The ongoing pandemic of Severe Acute Respiratory Syndrome (SARS-CoV-2) has emerged as a global health problem and has adversely affected the world. The novel corona virus is spreading rapidly creating a threat for humankind. It is estimated that it can spread twice as fast as the 1918 Spanish flu virus. Whole-genome sequencing of pathogens, especially viruses, is a powerful tool to generate rapid information on outbreaks. The results from this technique help in effective understanding of the introduction of the infection ,dynamics of transmission, contact tracing networks and impact of informed outbreak control decisions. This technique has been effective in earlier outbreaks like the Ebola virus.
A collaborative study was conducted by researchers from NIBMG Kalyani, ILS Bhubaneswar, CDFD Hyderabad, NCBS Bengaluru, InStem Bengaluru, NCCS Pune and ICMR-Regional Centre for Medical Research, Bhubaneswar in order to achieve initial goal of completing the sequencing of 1000 SARS-CoV-2 genomes. The nasal and oral swabs were collected from individuals testing positive for COVID-19. The samples were collected from 10 states covering different zones within India. Phylodynamic analysis, mutation analysis and haplotype network analysis was performed. One thousand and fifty two sequences were used for phylodynamic, temporal and geographic mutation patterns and haplotype network analyses. This study will contribute in understanding how the virus is spreading, ultimately helping to restrict transmission, prevent new cases of infection, and provide information for research on how to interevent the spread of infection.
Preliminary results indicated that multiple lineages of SARS-CoV-2 are circulating in India, might have introduced by travel from Europe, USA and East Asia. In particular, there is a predominance of the D614G mutation, which is found to be emerging in almost all regions of the country. Scientists were able to estimate the possible source of country of different varieties of the virus introduced in India because of travel. The virus has also mutated and one of the mutations has attained highest frequencies across most of the states. There are two lineages of the virus named as 20A and 20B which are predominant across the country. The haplotype 20A is most abundant in northern and eastern India, 20B haplotype was abundant in southern and western India. The ancestral haplotypes of 19A and 19B were mostly found in Northern and Eastern India, with 19B being the most abundant in the latter region.

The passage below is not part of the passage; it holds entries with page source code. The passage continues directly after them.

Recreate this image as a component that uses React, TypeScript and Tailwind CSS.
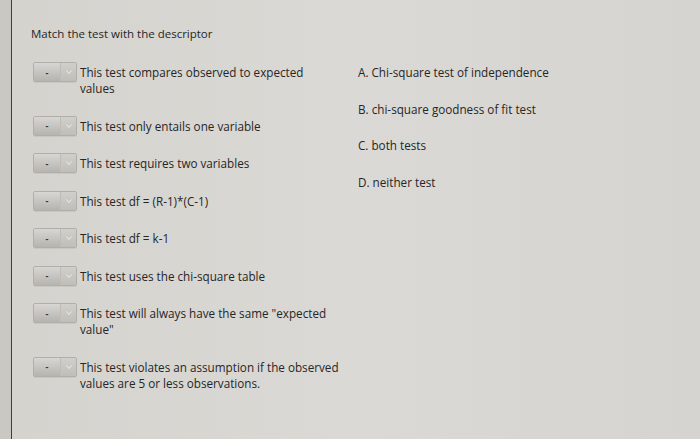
import React from 'react';

const descriptors = [
  'This test compares observed to expected values',
  'This test only entails one variable',
  'This test requires two variables',
  'This test df = (R-1)*(C-1)',
  'This test df = k-1',
  'This test uses the chi-square table',
  'This test will always have the same "expected value"',
  'This test violates an assumption if the observed values are 5 or less observations.',
];

const answers = [
  'A. Chi-square test of independence',
  'B. chi-square goodness of fit test',
  'C. both tests',
  'D. neither test',
];

function MatchSelect() {
  return (
    <div className="flex h-[20px] w-[44px] shrink-0 -my-[2px] overflow-hidden rounded-[2px] border border-[#b0afaa] shadow-[0_1px_0_rgba(0,0,0,0.06)]">
      <div className="flex flex-1 items-center justify-center bg-gradient-to-b from-[#d7d6d2] to-[#b5b4af] text-[9px] font-bold leading-none text-[#333]">
        -
      </div>
      <div className="flex w-[16px] items-center justify-center border-l border-[#bdbcb7] bg-gradient-to-b from-[#d0cfcb] to-[#bfbeb9]">
        <svg width="6" height="4" viewBox="0 0 6 4">
          <path d="M0.5 0.5 L3 3.5 L5.5 0.5" fill="none" stroke="#eeeeea" strokeWidth="1" />
        </svg>
      </div>
    </div>
  );
}

export default function App() {
  return (
    <div
      className="h-[439px] w-[700px] overflow-hidden bg-gradient-to-r from-[#cac8c3] to-[#d0cec9] pl-[11px] text-[#262626]"
      style={{ fontFamily: '"Open Sans", "Liberation Sans", sans-serif' }}
    >
      <div className="h-full border-l border-[#3d3d3b] bg-gradient-to-r from-[#d5d3ce] via-[#dbd9d5] to-[#d6d4d0] pl-[19px] pt-[26px]">
        <h1 className="text-[11.5px] leading-[16px] font-normal">Match the test with the descriptor</h1>

        <div className="mt-[22px] flex">
          <div className="flex w-[309px] flex-col gap-[21.5px] pl-[2px]">
            {descriptors.map((text) => (
              <div key={text} className="flex items-start gap-[3px]">
                <MatchSelect />
                <p className="w-[262px] text-[11.7px] leading-[16px]">{text}</p>
              </div>
            ))}
          </div>

          <ul className="ml-[18px] flex flex-col gap-[20.7px]">
            {answers.map((a) => (
              <li key={a} className="text-[11.7px] leading-[16px]">
                {a}
              </li>
            ))}
          </ul>
        </div>
      </div>
    </div>
  );
}
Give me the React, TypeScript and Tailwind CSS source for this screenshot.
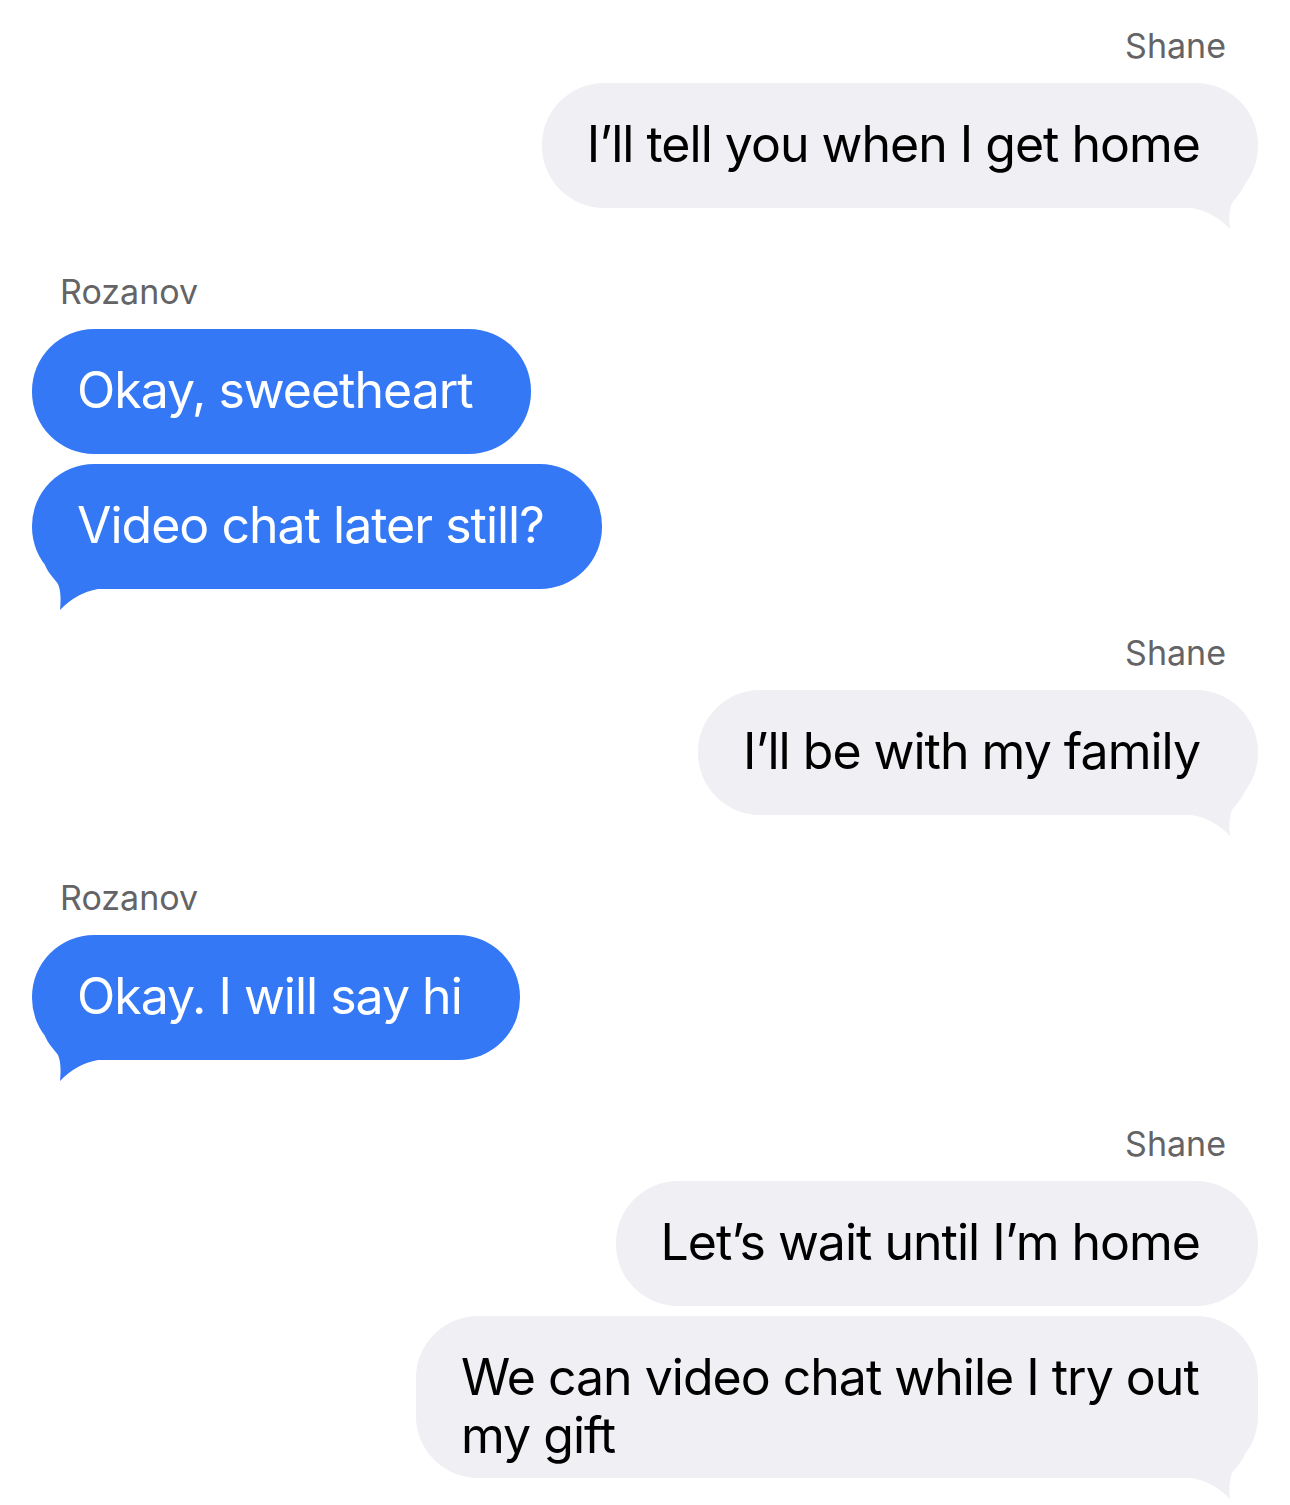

Analysis indicated that the haplotype diversities across India and in each region continued to increase until May 2020, after that it reduced drastically with the emergence of the A2a haplotypes which has overtaken other lineages by June 2020. Such interpretations might enable improved understanding of the virus and hence the health decisions. From the haplotype network, researchers observed that Maharashtra, Karnataka created three distinct haplotype nodes and sequences from Odisha, West Bengal and Uttarakhand sparse in different haplotype nodes. They also observed a haplotype node with the majority of the genomes from West Bengal, Odisha and a small percentage of the samples belonging to Uttarakhand.
Analysis of probable country of origin of these SARS-CoV-2 sequences in India revealed that they had been probably introduced by travel from multiple countries across the globe. 20A, B and C haplotypes were introduced from multiple countries in Europe and also American continents. Interestingly, 20A alone is predicted to have been introduced by travel from Italy, Saudi Arabia, United Kingdom and Switzerland. Similarly, 20B was introduced from the United Kingdom, Brazil, Italy and Greece. In contrast, 19A was introduced from China alone while 19B was introduced by travel from China, Oman and Saudi Arabia.
The number of COVID-19 occurrences in India has increased drastically over the time. Although most of the states have their own strategic lockdown devised to control the outbreak, it will be more efficient if we can include the geographical transmission pattern information in the planning of such strategies. In the current study, scientists have tried to explore the transmission of the infection among different states of India. It is necessary to add more genomic datasets to understand clear picture.